A robust, modular voice-controlled automation suite designed for Windows environments. This system integrates speech recognition with low-level system controls, web automation, and file management to streamline daily desktop workflows.
This project serves as a central interface for controlling a Windows workstation hands-free. Unlike standard voice assistants, this tool focuses on local execution and system automation, allowing users to manipulate windows, organize files, launch applications, and query specific web tools using custom logic handles.
It features a lightweight Tkinter GUI for visual status feedback (Listening, Processing, Idle) without consuming significant system resources.
- Window Management: Minimize specific windows or clear the desktop via voice.
- Audio Control: Adjust system volume or mute instantly.
- Power Functions: Distinct voice commands to securely shutdown, restart, or hibernate the Windows PC, alongside options to simply shutdown/restart the Assistant script itself.
- Battery Monitoring: Real-time feedback on battery health and percentage.
- Auto-Organizer: One command (clean downloads) automatically sorts files in the Downloads directory into subfolders (Images, Documents, Installers, Audio, Video) based on file extensions.
- File Creation: Generate folders and empty files instantly using voice commands.
- Universal Launcher: Uses pyautogui to interact with the Windows Start Menu, allowing the launching of any indexed application (e.g., "Open VS Code", "Launch Spotify").
- Browser Automation: Configurable to work with specific browsers (Brave, Chrome, Edge, etc.).
- Direct Portal Access: Hardcoded shortcuts for developer tools (GitHub, Claude, Gemini) and media (YouTube Music).
- Push-to-Talk Security: Listens only when a specific key is held, preventing accidental triggers.
- Timer, Date & Time: Built-in countdown timers and current time/date retrieval.
- main.py: The entry point. Initializes the GUI thread and the Logic thread concurrently.
- logic.py: The core engine. Handles Speech-to-Text, Text-to-Speech, and command execution.
- gui.py: Defines the Face class, a reactive Tkinter interface that visualizes the assistant's state.
- config.py: Central configuration file for paths, API keys, and user preferences.
- Windows 10 or 11 (Required for pypiwin32 and system calls).
- Python 3.8+.
- A working microphone.
- Clone the repository: git clone https://github.com/starJeet000/Desktop-Automation-System.git
cd desktop-automation-system - Install Dependencies: pip install -r requirements.txt
Note: pypiwin32 is critical for audio driver access on Windows. 3. Configure the Environment: Open config.py and strictly update the following:- BROWSER_PATH: Point this to your actual browser executable (e.g., chrome.exe, brave.exe).

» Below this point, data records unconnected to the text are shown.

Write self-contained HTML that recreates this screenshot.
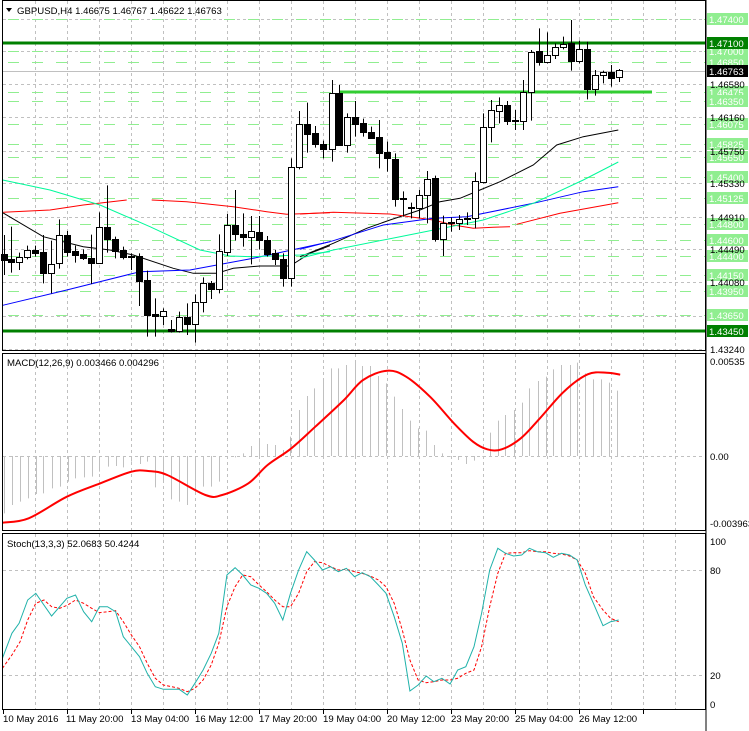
<!DOCTYPE html>
<html><head><meta charset="utf-8"><style>
html,body{margin:0;padding:0;background:#fff;}
svg{display:block;font-family:"Liberation Sans",sans-serif;}
</style></head><body>
<svg id="s" width="749" height="731" viewBox="0 0 749 731" xmlns="http://www.w3.org/2000/svg">
<rect width="749" height="731" fill="#fff"/>
<g id="grid"></g>
<g id="levels"></g>
<g id="mas" fill="none" stroke-width="1"></g>
<g id="candles"></g>
<g id="macd"></g>
<g id="stoch" fill="none"></g>
<g fill="none" stroke="#000" stroke-width="1">
<rect x="2.5" y="0.5" width="703" height="350"/>
<rect x="2.5" y="353.5" width="703" height="177"/>
<rect x="2.5" y="533.5" width="703" height="176"/>
</g>
<g id="labels" font-size="9.6"></g>
<g font-size="9.6" fill="#000">
<path d="M6 8 L12 8 L9 12 Z" fill="#000"/>
<text x="17" y="14">GBPUSD,H4  1.46675 1.46767 1.46622 1.46763</text>
<text x="7" y="366">MACD(12,26,9) 0.003466 0.004296</text>
<text x="7" y="547">Stoch(13,3,3) 52.0683 50.4244</text>
<text x="710" y="365">0.00535</text>
<text x="710" y="460">0.00</text>
<text x="710" y="527">-0.003963</text>
<text x="710" y="545">100</text>
<text x="710" y="574">80</text>
<text x="710" y="679">20</text>
<text x="710" y="708">0</text>
<text x="3" y="722">10 May 2016</text>
<text x="66" y="722">11 May 20:00</text>
<text x="131" y="722">13 May 04:00</text>
<text x="195" y="722">16 May 12:00</text>
<text x="259" y="722">17 May 20:00</text>
<text x="323" y="722">19 May 04:00</text>
<text x="387" y="722">20 May 12:00</text>
<text x="451" y="722">23 May 20:00</text>
<text x="515" y="722">25 May 04:00</text>
<text x="579" y="722">26 May 12:00</text>
<text x="710" y="88">1.46580</text>
<text x="710" y="121">1.46160</text>
<text x="710" y="155">1.45750</text>
<text x="710" y="187">1.45330</text>
<text x="710" y="221">1.44910</text>
<text x="710" y="253">1.44490</text>
<text x="710" y="286">1.44080</text>
<text x="710" y="353">1.43240</text>
</g>
</svg>
<script>
var NS="http://www.w3.org/2000/svg";
function el(p,t,a){var e=document.createElementNS(NS,t);for(var k in a)e.setAttribute(k,a[k]);document.getElementById(p).appendChild(e);return e;}
var g="grid";
for(var x=35;x<705;x+=32){
 [[1,350],[354,530],[534,709]].forEach(function(r){el(g,"line",{x1:x+.5,y1:r[0],x2:x+.5,y2:r[1],stroke:"#c0c0c0","stroke-dasharray":"3,3"});});
}
[19,51,84,117,151,183,217,249,282,316,349].forEach(function(y){el(g,"line",{x1:3,y1:y+.5,x2:705,y2:y+.5,stroke:"#c0c0c0","stroke-dasharray":"3,3"});});
[456,570,675].forEach(function(y){el(g,"line",{x1:3,y1:y+.5,x2:705,y2:y+.5,stroke:"#c0c0c0","stroke-dasharray":"3,3"});});
for(var x=3;x<705;x+=64){el(g,"line",{x1:x+.5,y1:709,x2:x+.5,y2:714,stroke:"#000"});}
var lv=[[19,"1.47400"],[51,"1.47000"],[62,"1.46850"],[92,"1.46475"],[101,"1.46350"],[124,"1.46075"],[144,"1.45825"],[157,"1.45650"],[177,"1.45400"],[198,"1.45125"],[224,"1.44800"],[240,"1.44600"],[256,"1.44400"],[275,"1.44150"],[291,"1.43950"],[315,"1.43650"]];
lv.forEach(function(l){el("levels","line",{x1:8,y1:l[0]+.5,x2:705,y2:l[0]+.5,stroke:"#90ee90","stroke-dasharray":"11,13"});});
el("levels","line",{x1:3,y1:71.5,x2:705,y2:71.5,stroke:"#c0c0c0"});
el("levels","line",{x1:3,y1:43,x2:705,y2:43,stroke:"#008000","stroke-width":3});
el("levels","line",{x1:3,y1:331,x2:705,y2:331,stroke:"#008000","stroke-width":3});
el("levels","line",{x1:340,y1:92,x2:652,y2:92,stroke:"#32cd32","stroke-width":3});
function lab(y,t,bg,fg){el("labels","rect",{x:707,y:y-6,width:41,height:12,fill:bg});var e=el("labels","text",{x:709,y:y+4,fill:fg});e.textContent=t;}
lv.forEach(function(l){lab(l[0],l[1],"#90ee90","#fff");});
lab(43,"1.47100","#008000","#fff");lab(331,"1.43450","#008000","#fff");lab(71,"1.46763","#000","#fff");
el("labels","line",{x1:706,y1:0,x2:706,y2:731,stroke:"#000"});
function pl(pts,f,col,extra){var s=pts.map(function(p){var q=f(p[0],p[1]);return q[0].toFixed(1)+","+q[1].toFixed(1);}).join(" ");var a={points:s,stroke:col,fill:"none"};for(var k in extra)a[k]=extra[k];return a;}
function z4(x,y){return [x/3,80+y/3];}function z5(x,y){return [300+x/3,10+y/3];}function z3(x,y){return [x/2.093,340+y/3];}
el("mas","polyline",pl([[8,398],[130,470],[250,500],[330,510],[400,525],[520,565],[580,580],[650,580],[700,565],[780,558],[870,558],[930,520],[990,497]],z4,"#000"));
el("mas","polyline",pl([[0,740],[100,700],[200,655],[270,630],[360,600],[420,575],[480,565],[540,540],[600,515],[700,465],[770,405],[850,380],[955,360]],z5,"#000"));
el("mas","polyline",pl([[10,397],[150,390],[250,375],[380,360]],z4,"#f00"));
el("mas","polyline",pl([[455,360],[560,365],[700,380],[800,395],[860,403],[990,398]],z4,"#f00"));
el("mas","polyline",pl([[0,612],[100,607],[270,612],[400,630],[460,645],[520,655],[580,652],[630,650]],z5,"#f00"));
el("mas","polyline",pl([[650,643],[780,610],[955,578]],z5,"#f00"));
el("mas","polyline",pl([[8,676],[200,630],[420,575],[570,570],[760,535],[990,485]],z4,"#0000ff"));
el("mas","polyline",pl([[0,718],[100,692],[250,645],[400,625],[500,620],[700,580],[850,545],[955,530]],z5,"#0000ff"));
el("mas","polyline",pl([[8,300],[150,330],[300,375],[450,440],[600,510],[690,528],[760,530],[900,525],[990,515]],z4,"#00fa9a"));
el("mas","polyline",pl([[0,745],[100,720],[300,680],[450,650],[550,630],[700,580],[850,510],[955,456]],z5,"#00fa9a"));
var c4=[[12,523,540,465,585,1],[34,537,547,440,578,1],[58,532,547,518,570,0],[82,510,532,497,538,0],[106,510,518,497,530,1],[130,516,580,465,610,1],[154,552,580,482,640,0],[178,466,550,418,566,0],[202,466,515,453,530,1],[226,513,524,497,548,1],[250,522,535,508,540,1],[274,534,548,464,612,1],[298,441,548,397,550,0],[322,441,476,316,518,1],[346,476,514,470,535,1],[370,511,532,500,538,1],[394,527,531,520,570,1],[418,527,602,520,678,1],[442,601,704,572,770,1],[466,703,707,655,770,1],[490,693,707,685,735,0],[514,747,752,720,758,1],[538,712,752,695,758,0],[562,712,731,670,765,1],[586,666,731,643,788,0],[610,610,667,592,697,0],[634,608,626,603,657,1],[658,514,626,463,640,0],[682,436,515,402,528,0],[706,436,463,330,482,1],[730,462,470,400,500,1],[754,454,470,408,553,0],[778,456,481,408,508,1],[802,481,521,468,530,1],[826,519,537,510,555,1],[850,538,593,520,620,1],[874,262,593,235,620,0],[898,132,262,93,268,0],[922,132,161,68,218,1],[946,158,193,138,203,1],[970,192,208,182,235,1]];
var c5=[[95,250,418,210,455,0],[118,250,406,225,406,1],[142,322,406,310,428,0],[166,320,341,273,380,1],[190,340,366,326,380,1],[213,366,383,350,385,1],[238,382,430,330,475,1],[262,427,445,395,485,1],[286,448,566,430,590,1],[310,565,568,544,620,1],[334,592,595,578,625,1],[358,556,594,540,625,0],[382,508,556,483,640,0],[406,505,688,497,695,1],[430,640,688,617,738,0],[454,636,640,622,665,1],[478,628,640,615,660,0],[502,625,628,607,645,1],[526,514,625,487,655,0],[550,352,517,310,520,0],[574,300,352,270,397,0],[598,286,304,262,340,0],[622,286,332,273,345,1],[646,330,333,300,360,1],[670,246,332,210,360,0],[694,125,246,120,332,0],[718,124,157,55,167,1],[742,135,157,67,160,0],[766,111,136,100,147,0],[790,101,111,80,118,0],[814,100,152,30,182,1],[838,117,152,92,160,0],[862,117,236,95,268,1],[886,196,236,180,257,0],[910,187,194,182,220,0],[934,185,203,165,230,1],[958,181,202,177,216,0]];
function cd(c,f){var a=f(c[0],c[1]),b=f(c[0],c[2]),h=f(c[0],c[3]),l=f(c[0],c[4]);var x=Math.round(a[0])+.5;
el("candles","line",{x1:x,y1:h[1],x2:x,y2:l[1],stroke:"#000"});
var y1=Math.round(a[1]),y2=Math.round(b[1]);if(y2-y1<1)y2=y1+1;
el("candles","rect",{x:x-3,y:y1+.5,width:6,height:y2-y1,fill:c[5]?"#000":"#fff",stroke:"#000"});}
c4.forEach(function(c){cd(c,z4);});c5.forEach(function(c){cd(c,z5);});
var h=[[8,520],[25,495],[42,485],[58,475],[75,462],[91,460],[108,445],[125,440],[142,425],[158,415],[175,412],[192,410],[208,395],[225,380],[242,378],[258,382],[275,365],[292,372],[308,365],[325,442],[342,425],[358,478],[375,485],[392,495],[408,460],[425,440],[442,440],[458,425],[475,356],[492,352],[508,340],[525,318],[542,300],[558,312],[575,315],[592,330],[608,290],[625,210],[642,168],[658,145],[675,122],[692,85],[708,85],[725,75],[742,68],[758,78],[775,78],[792,108],[808,130],[825,170],[842,207],[858,242],[875,265],[892,272],[908,315],[925,340],[942,350],[958,360],[975,372],[992,362],[1008,350],[1025,278],[1042,242],[1058,225],[1075,210],[1092,188],[1108,145],[1125,123],[1142,110],[1158,88],[1175,75],[1192,75],[1208,68],[1225,100],[1242,118],[1258,118],[1275,128],[1292,152]];
h.forEach(function(p){var q=z3(p[0],p[1]);var x=Math.round(q[0])+.5;el("macd","line",{x1:x,y1:456,x2:x,y2:q[1],stroke:"#c0c0c0"});});
// smooth MACD signal via Catmull-Rom
var mp=[[5,548],[60,535],[140,470],[210,430],[275,395],[310,393],[350,405],[430,465],[465,465],[520,430],[560,375],[610,325],[660,260],[720,180],[760,120],[810,92],[850,110],[900,170],[950,250],[990,305],[1020,328],[1050,328],[1090,295],[1130,235],[1180,155],[1230,103],[1270,98],[1298,104]].map(function(p){return z3(p[0],p[1]);});
var d="M"+mp[0][0].toFixed(1)+" "+mp[0][1].toFixed(1);
for(var i=0;i<mp.length-1;i++){var p0=mp[Math.max(i-1,0)],p1=mp[i],p2=mp[i+1],p3=mp[Math.min(i+2,mp.length-1)];
d+=" C"+(p1[0]+(p2[0]-p0[0])/6).toFixed(1)+" "+(p1[1]+(p2[1]-p0[1])/6).toFixed(1)+" "+(p2[0]-(p3[0]-p1[0])/6).toFixed(1)+" "+(p2[1]-(p3[1]-p1[1])/6).toFixed(1)+" "+p2[0].toFixed(1)+" "+p2[1].toFixed(1);}
el("macd","path",{d:d,stroke:"#f00","stroke-width":2,fill:"none"});
el("stoch","polyline",pl([[5,985],[25,945],[42,905],[58,840],[75,790],[92,780],[108,800],[125,805],[142,795],[158,780],[175,790],[192,805],[208,818],[225,815],[242,812],[258,845],[275,885],[292,920],[308,970],[325,1015],[342,1035],[375,1045],[392,1055],[408,1045],[425,1020],[442,975],[458,910],[475,800],[492,740],[508,705],[525,710],[542,735],[558,755],[575,780],[592,800],[608,800],[625,760],[642,695],[658,665],[675,668],[692,680],[708,690],[725,688],[742,695],[758,700],[775,708],[792,720],[808,740],[825,790],[842,870],[858,960],[875,1020],[892,1028],[908,1025],[925,1020],[942,1020],[958,1015],[975,1000],[992,990],[1008,920],[1025,800],[1042,700],[1058,640],[1075,638],[1092,638],[1108,632],[1125,635],[1142,635],[1158,640],[1175,642],[1192,648],[1208,660],[1225,700],[1242,770],[1262,810],[1278,835],[1295,845]],z3,"#f00",{"stroke-dasharray":"3,2"}));
el("stoch","polyline",pl([[5,955],[25,880],[40,850],[58,780],[75,760],[108,828],[140,775],[158,765],[175,815],[192,845],[208,800],[225,800],[242,815],[258,890],[275,920],[292,950],[308,1000],[325,1040],[342,1048],[375,1048],[392,1065],[408,1030],[425,990],[442,940],[458,880],[475,705],[492,683],[508,705],[525,735],[542,745],[558,760],[575,790],[592,840],[608,760],[625,690],[642,635],[658,660],[675,690],[692,680],[708,695],[725,685],[742,710],[758,698],[775,710],[792,735],[808,760],[825,830],[842,910],[858,1053],[875,1035],[892,1008],[908,1025],[925,1015],[942,1032],[958,990],[975,980],[992,920],[1008,820],[1025,690],[1042,625],[1058,640],[1075,648],[1092,645],[1108,625],[1125,635],[1142,638],[1158,652],[1175,640],[1192,645],[1208,660],[1225,735],[1242,790],[1262,857],[1278,845],[1295,840]],z3,"#20b2aa"));
</script>
</body></html>
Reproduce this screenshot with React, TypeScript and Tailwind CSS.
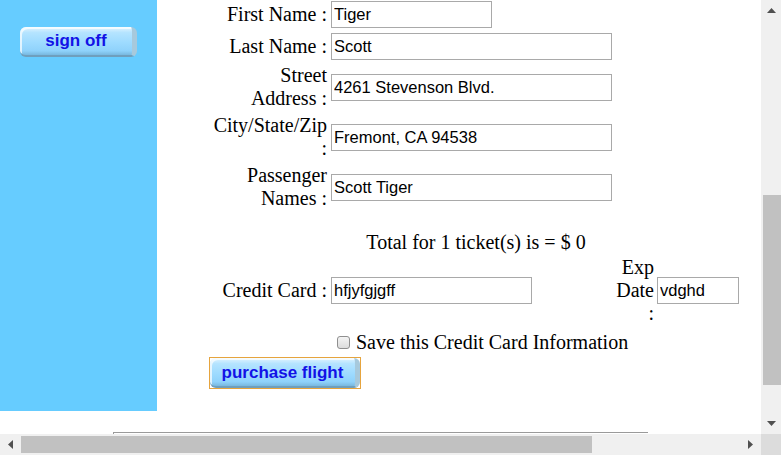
import React from 'react';

const serif = { fontFamily: '"Liberation Serif", "Times New Roman", serif' };
const sans = { fontFamily: '"Liberation Sans", Arial, sans-serif' };

const TextField = ({ value, width }: { value: string; width: string }) => (
  <input
    readOnly
    value={value}
    className={`${width} h-[27px] border border-[#a9a9a9] bg-white px-[2px] text-[16.5px] text-black outline-none`}
    style={sans}
  />
);

const BevelButton = ({ label, className }: { label: string; className: string }) => (
  <div
    className={`${className} flex items-center justify-center rounded-[6px] border-b-2 border-b-[#6f9fbd] border-r-[5px] border-r-[#a7c9dc] bg-[linear-gradient(180deg,#e4f5ff_0%,#b5e4ff_20%,#9edbff_55%,#8fd2fb_85%,#78b8df_100%)] font-bold text-[#1212e6] shadow-[inset_2px_2px_0_rgba(255,255,255,0.7)]`}
    style={sans}
  >
    {label}
  </div>
);

const Arrow = ({ dir }: { dir: 'up' | 'down' | 'left' | 'right' }) => {
  const pts = {
    up: '0,5 9,5 4.5,0',
    down: '0,0 9,0 4.5,5',
    left: '5,0 5,9 0,4.5',
    right: '0,0 0,9 5,4.5',
  }[dir];
  const vertical = dir === 'up' || dir === 'down';
  return (
    <svg width={vertical ? 9 : 5} height={vertical ? 5 : 9} viewBox={vertical ? '0 0 9 5' : '0 0 5 9'}>
      <polygon points={pts} fill="#505050" />
    </svg>
  );
};

const rows = [
  { label: ['First Name :'], value: 'Tiger', width: 'w-[161px]' },
  { label: ['Last Name :'], value: 'Scott', width: 'w-[281px]' },
  { label: ['Street', 'Address :'], value: '4261 Stevenson Blvd.', width: 'w-[281px]' },
  { label: ['City/State/Zip', ':'], value: 'Fremont, CA 94538', width: 'w-[281px]' },
  { label: ['Passenger', 'Names :'], value: 'Scott Tiger', width: 'w-[281px]' },
];

export default function App() {
  return (
    <div className="flex h-[455px] w-[781px] overflow-hidden bg-white">
      <div className="flex w-[761px] flex-col">
        {/* viewport */}
        <div className="h-[434px] overflow-hidden">
          <div className="flex">
            <div className="h-[411px] w-[157px] shrink-0 bg-[#66ccff] pl-[20px] pt-[27px]">
              <BevelButton label="sign off" className="h-[30px] w-[117px] text-[17px]" />
            </div>

            <div className="ml-[52px] w-[534px] text-[20px] leading-[23px] text-black" style={serif}>
              <div className="grid grid-cols-[118px_1fr] auto-rows-[minmax(28px,auto)] items-center gap-x-[4px] gap-y-[4px]">
                {rows.map((r) => (
                  <React.Fragment key={r.value}>
                    <div className="text-right">
                      {r.label.map((l) => (
                        <div key={l}>{l}</div>
                      ))}
                    </div>
                    <TextField value={r.value} width={r.width} />
                  </React.Fragment>
                ))}
              </div>

              <div className="mt-[21px] text-center">Total for 1 ticket(s) is = $ 0</div>

              <div className="mt-[2px] flex items-center">
                <div className="w-[118px] text-right">Credit Card :</div>
                <div className="ml-[4px]">
                  <TextField value="hfjyfgjgff" width="w-[201px]" />
                </div>
                <div className="ml-[82px] w-[40px] text-right">Exp Date :</div>
                <div className="ml-[3px]">
                  <TextField value="vdghd" width="w-[82px]" />
                </div>
              </div>

              <div className="mt-[6px] flex items-center pl-[128px]">
                <span className="mr-[6px] h-[13px] w-[13px] rounded-[3px] border border-[#8f8f8f] bg-[linear-gradient(180deg,#f4f4f4,#dcdcdc)]" />
                <span>Save this Credit Card Information</span>
              </div>

              <div className="mt-[3px] w-[152px] border border-[#e6a43e]">
                <BevelButton label="purchase flight" className="h-[30px] w-[150px] text-[17px]" />
              </div>
            </div>
          </div>

          <div className="ml-[113px] mt-[21px] h-[3px] w-[535px] border-l border-t border-[#9a9a9a]" />
        </div>

        {/* horizontal scrollbar */}
        <div className="flex h-[21px] bg-[#f0f0f0]">
          <div className="flex w-[21px] items-center justify-center">
            <Arrow dir="left" />
          </div>
          <div className="my-[2px] w-[571px] bg-[#c1c1c1]" />
          <div className="flex-1" />
          <div className="flex w-[21px] items-center justify-center">
            <Arrow dir="right" />
          </div>
        </div>
      </div>

      {/* vertical scrollbar */}
      <div className="flex w-[20px] flex-col">
        <div className="flex h-[434px] flex-col bg-[#f0f0f0]">
          <div className="flex h-[21px] items-center justify-center">
            <Arrow dir="up" />
          </div>
          <div className="ml-[2px] mt-[174px] h-[190px] bg-[#c1c1c1]" />
          <div className="flex-1" />
          <div className="flex h-[21px] items-center justify-center">
            <Arrow dir="down" />
          </div>
        </div>
        <div className="h-[21px] bg-[#dcdcdc]" />
      </div>
    </div>
  );
}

- DOWNLOADS_PATH: Verify the path to your downloads folder.
- PTT_KEY: Set your preferred Push-to-Talk key (Default: Right Alt).
- Run the main script:
python main.py - The GUI dashboard will appear.
- Hold the configured Push-to-Talk key (e.g., Right Alt).
- Speak a command (see examples below).
- Release the key to execute.
| Context | Command Example | Function |
|---|---|---|
| Launcher | "Open Notepad" | Opens app via Start Menu |
| Search | "Search for Python documentation" | Opens query in default browser |
| Files | "Clean downloads" | Sorts files into subdirectories |
| App Power | "Shutdown assistant" | Safely closes the AI script |
| PC Power | "Hibernate computer" | Puts Windows into hibernation |
| PC Power | "Shutdown computer" | Shuts down the Windows PC |
| Dev | "Search GitHub for react native" | Searches GitHub repositories |
| Media | "YouTube search lo-fi beats" | Searches and opens YouTube |
| Utils | "Set timer for 15 minutes" | Starts a background timer |
| Info | "What is the time" | Speaks current time |
To add new commands, navigate to the execute_command method in logic.py. The architecture is designed to be easily extensible—simply add a new elif block with your desired keyword string and corresponding Python logic.